(Code that builds pages)
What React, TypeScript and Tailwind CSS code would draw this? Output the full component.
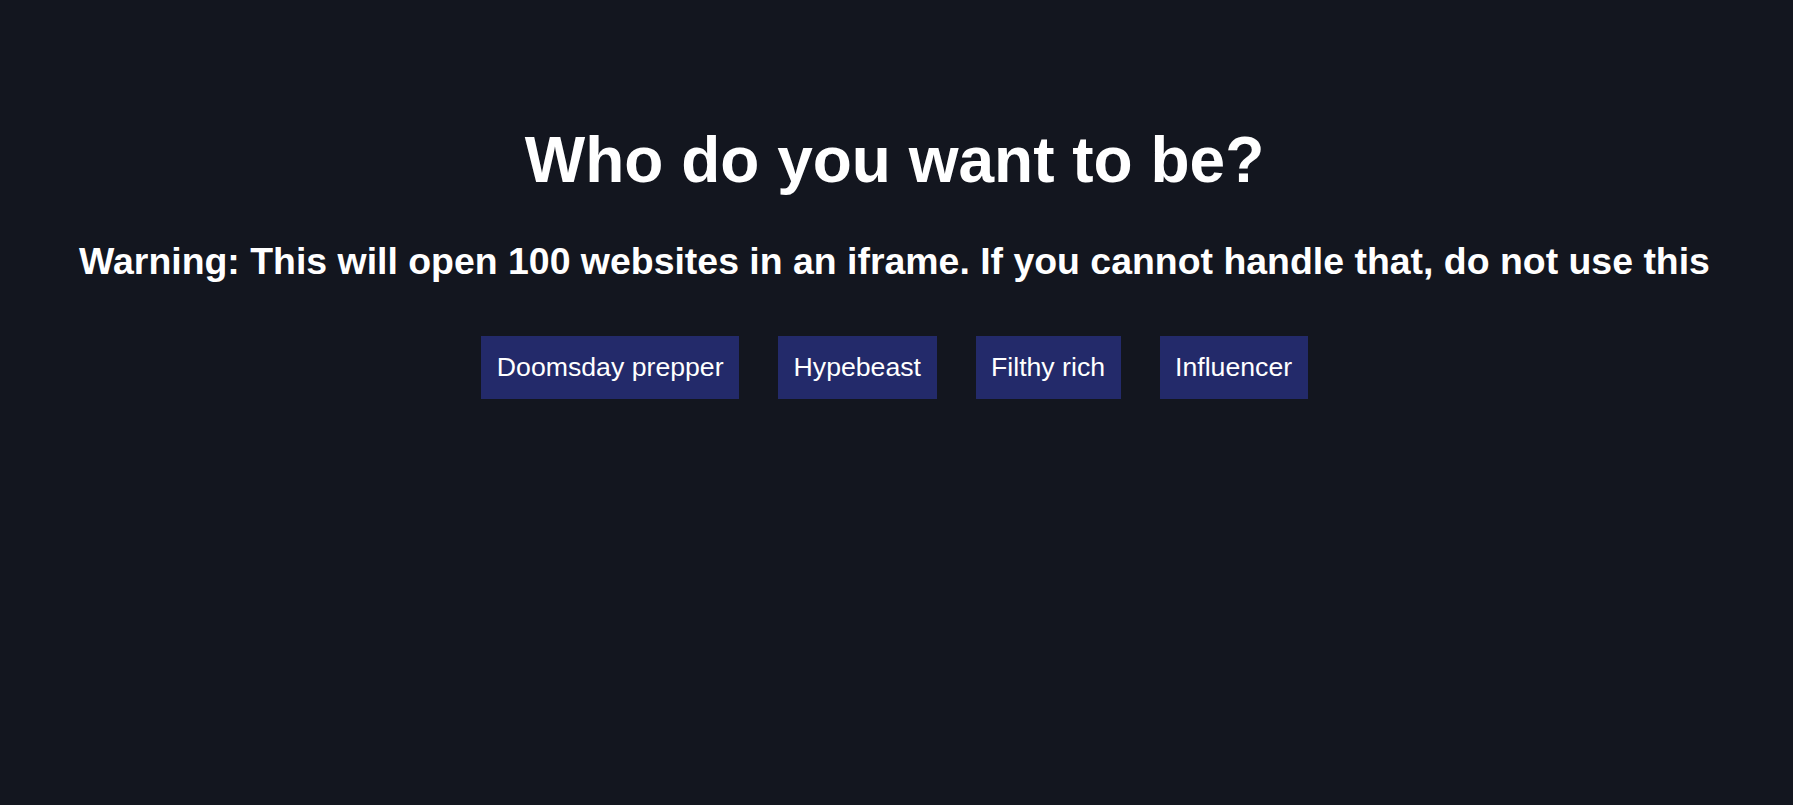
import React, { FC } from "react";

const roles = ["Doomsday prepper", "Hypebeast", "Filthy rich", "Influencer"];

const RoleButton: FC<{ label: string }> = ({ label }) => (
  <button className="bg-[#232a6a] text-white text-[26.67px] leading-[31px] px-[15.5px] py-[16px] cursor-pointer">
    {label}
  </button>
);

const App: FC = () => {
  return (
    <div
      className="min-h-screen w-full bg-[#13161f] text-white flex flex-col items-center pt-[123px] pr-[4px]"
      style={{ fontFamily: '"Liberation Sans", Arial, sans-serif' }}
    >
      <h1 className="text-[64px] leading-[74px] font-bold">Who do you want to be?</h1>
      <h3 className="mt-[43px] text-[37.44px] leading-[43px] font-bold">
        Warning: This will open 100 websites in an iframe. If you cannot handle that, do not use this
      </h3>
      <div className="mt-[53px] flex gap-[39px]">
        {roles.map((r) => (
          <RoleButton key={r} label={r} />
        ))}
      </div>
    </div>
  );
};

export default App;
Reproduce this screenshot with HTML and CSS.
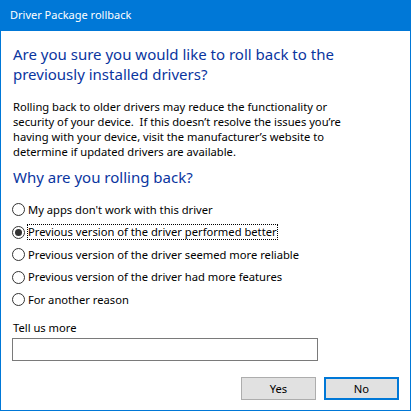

**Directive:**
Exactly as written, return every line of the listing, but not the pictures.

**Complete output:**
What React, TypeScript and Tailwind CSS code would draw this? Output the full component.
import React, { FC } from "react";

const roles = ["Doomsday prepper", "Hypebeast", "Filthy rich", "Influencer"];

const RoleButton: FC<{ label: string }> = ({ label }) => (
  <button className="bg-[#232a6a] text-white text-[26.67px] leading-[31px] px-[15.5px] py-[16px] cursor-pointer">
    {label}
  </button>
);

const App: FC = () => {
  return (
    <div
      className="min-h-screen w-full bg-[#13161f] text-white flex flex-col items-center pt-[123px] pr-[4px]"
      style={{ fontFamily: '"Liberation Sans", Arial, sans-serif' }}
    >
      <h1 className="text-[64px] leading-[74px] font-bold">Who do you want to be?</h1>
      <h3 className="mt-[43px] text-[37.44px] leading-[43px] font-bold">
        Warning: This will open 100 websites in an iframe. If you cannot handle that, do not use this
      </h3>
      <div className="mt-[53px] flex gap-[39px]">
        {roles.map((r) => (
          <RoleButton key={r} label={r} />
        ))}
      </div>
    </div>
  );
};

export default App;
Reproduce this screenshot with HTML and CSS.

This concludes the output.